Héritage urbain et institutions
La Montagne Sainte-Geneviève abrite aujourd’hui le Lycée Henri-IV (ex-abbaye), la Bibliothèque Sainte-Geneviève (1842-1850), chef-d’œuvre néogrec, et l’Université Paris 1 Panthéon-Sorbonne. Partout, plaques commémoratives racontent la traversée de la Seine par le cortège de reliques lors des grandes crues. Ainsi, la sainte continue de dialoguer avec étudiants, chercheurs et touristes pressés, rappelant que spiritualité et savoir peuvent partager la même colline.
Entre foi et patrimoine : enjeux contemporains
Face à la sécularisation, le diocèse de Paris propose depuis 2015 des « Nuits de Sainte-Geneviève », veillées ouvertes aux non-croyants, combinant conférences historiques et marches aux flambeaux. Les organisateurs y voient un moyen de réconcilier mémoire chrétienne et patrimoine laïc, en écho aux débats sur l’identité de la capitale et la place des femmes dans l’espace public.
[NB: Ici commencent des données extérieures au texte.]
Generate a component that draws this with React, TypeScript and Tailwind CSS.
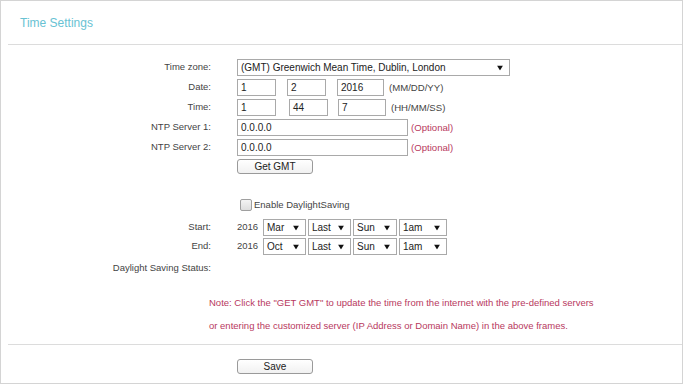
import React from "react";

const font = { fontFamily: '"Liberation Sans", Arial, sans-serif' };

const Arrow = () => (
  <svg
    className="absolute right-[6px] top-1/2 -translate-y-1/2 pointer-events-none"
    width="6"
    height="5"
    viewBox="0 0 6 5"
  >
    <path d="M0 0h6L3 5z" fill="#111" />
  </svg>
);

const FakeSelect = ({ value, className }: { value: string; className: string }) => (
  <div
    className={`relative h-[17px] border border-[#a9a9a9] bg-white flex items-center pl-[3px] text-[10px] text-[#222] ${className}`}
  >
    {value}
    <Arrow />
  </div>
);

const Field = ({ value, className }: { value: string; className: string }) => (
  <div
    className={`h-[17px] border border-[#a9a9a9] bg-white flex items-center pl-[3px] text-[10px] text-[#222] ${className}`}
  >
    {value}
  </div>
);

const Label = ({ children }: { children?: React.ReactNode }) => (
  <div className="w-[210px] h-[17px] shrink-0 flex items-center justify-end text-[9.5px] text-[#444]">
    {children}
  </div>
);

const Hint = ({ children, red }: { children: React.ReactNode; red?: boolean }) => (
  <span className={`text-[9.6px] ${red ? "text-[#b8395e]" : "text-[#444]"}`}>{children}</span>
);

const Button = ({ label }: { label: string }) => (
  <button className="block h-[15px] w-[76px] rounded-[3px] border border-[#9a9a9a] bg-gradient-to-b from-white to-[#f1f1f1] text-[10px] text-[#222] leading-none">
    {label}
  </button>
);

const DstRow = ({ label, month }: { label: string; month: string }) => (
  <div className="flex items-center h-[19px]">
    <Label>{label}</Label>
    <div className="ml-[26px] flex items-center">
      <span className="text-[9.5px] text-[#444] w-[26px]">2016</span>
      <div className="flex gap-[2px]">
        <FakeSelect value={month} className="w-[43px]" />
        <FakeSelect value="Last" className="w-[43px]" />
        <FakeSelect value="Sun" className="w-[44px]" />
        <FakeSelect value="1am" className="w-[48px]" />
      </div>
    </div>
  </div>
);

export default function App() {
  return (
    <div
      className="w-[683px] h-[384px] border border-[#d4d4d4] bg-white overflow-hidden text-[10px]"
      style={font}
    >
      <div className="h-[43px] flex items-center pl-[19px] pt-[1px]">
        <span className="text-[12px] text-[#68c2d3]">Time Settings</span>
      </div>
      <div className="ml-[7px] h-[1px] bg-[#dcdcdc]" />

      <div className="pt-[14px]">
        <div className="flex items-start h-[20px]">
          <Label>Time zone:</Label>
          <FakeSelect
            value="(GMT) Greenwich Mean Time, Dublin, London"
            className="ml-[26px] w-[273px]"
          />
        </div>
        <div className="flex items-start h-[20px]">
          <Label>Date:</Label>
          <div className="ml-[26px] flex items-center">
            <Field value="1" className="w-[39px]" />
            <Field value="2" className="w-[39px] ml-[11px]" />
            <Field value="2016" className="w-[47px] ml-[11px]" />
            <span className="ml-[5px]">
              <Hint>(MM/DD/YY)</Hint>
            </span>
          </div>
        </div>
        <div className="flex items-start h-[20px]">
          <Label>Time:</Label>
          <div className="ml-[26px] flex items-center">
            <Field value="1" className="w-[39px]" />
            <Field value="44" className="w-[39px] ml-[13px]" />
            <Field value="7" className="w-[48px] ml-[10px]" />
            <span className="ml-[5px]">
              <Hint>(HH/MM/SS)</Hint>
            </span>
          </div>
        </div>
        <div className="flex items-start h-[20px]">
          <Label>NTP Server 1:</Label>
          <div className="ml-[26px] flex items-center">
            <Field value="0.0.0.0" className="w-[171px]" />
            <span className="ml-[3px]">
              <Hint red>(Optional)</Hint>
            </span>
          </div>
        </div>
        <div className="flex items-start h-[20px]">
          <Label>NTP Server 2:</Label>
          <div className="ml-[26px] flex items-center">
            <Field value="0.0.0.0" className="w-[171px]" />
            <span className="ml-[3px]">
              <Hint red>(Optional)</Hint>
            </span>
          </div>
        </div>
        <div className="flex items-start h-[20px]">
          <Label />
          <div className="ml-[26px]">
            <Button label="Get GMT" />
          </div>
        </div>

        <div className="flex items-center h-[20px] mt-[16px]">
          <Label />
          <div className="ml-[29px] flex items-center">
            <span className="w-[12px] h-[12px] rounded-[2px] border border-[#9f9f9f] bg-gradient-to-b from-[#f4f4f4] to-[#dedede]" />
            <span className="ml-[2px] text-[9.5px] text-[#444]">Enable DaylightSaving</span>
          </div>
        </div>

        <div className="mt-[3px]">
          <DstRow label="Start:" month="Mar" />
          <DstRow label="End:" month="Oct" />
        </div>

        <div className="flex items-center h-[20px] mt-[2px]">
          <Label>Daylight Saving Status:</Label>
        </div>

        <div className="pl-[208px] mt-[13px] text-[9.5px] text-[#b8395e] leading-[23px]">
          <div>Note: Click the "GET GMT" to update the time from the internet with the pre-defined servers</div>
          <div>or entering the customized server (IP Address or Domain Name) in the above frames.</div>
        </div>
      </div>

      <div className="ml-[7px] mt-[7px] h-[1px] bg-[#dcdcdc]" />
      <div className="pl-[236px] pt-[14px]">
        <Button label="Save" />
      </div>
    </div>
  );
}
Conclusion – la gardienne de la ville
Du rempart du Bas-Empire aux trottoirs de la rive gauche, Geneviève incarne la ténacité d’une communauté qui refuse la peur et choisit l’espérance. En rappelant que prière, action humanitaire et intelligence peuvent s’allier, son histoire demeure une boussole pour le Paris du XXIᵉ siècle. Au-delà des dogmes, la patronne continue d’inviter à faire de la cité un espace commun de partage, d’étude et de solidarité.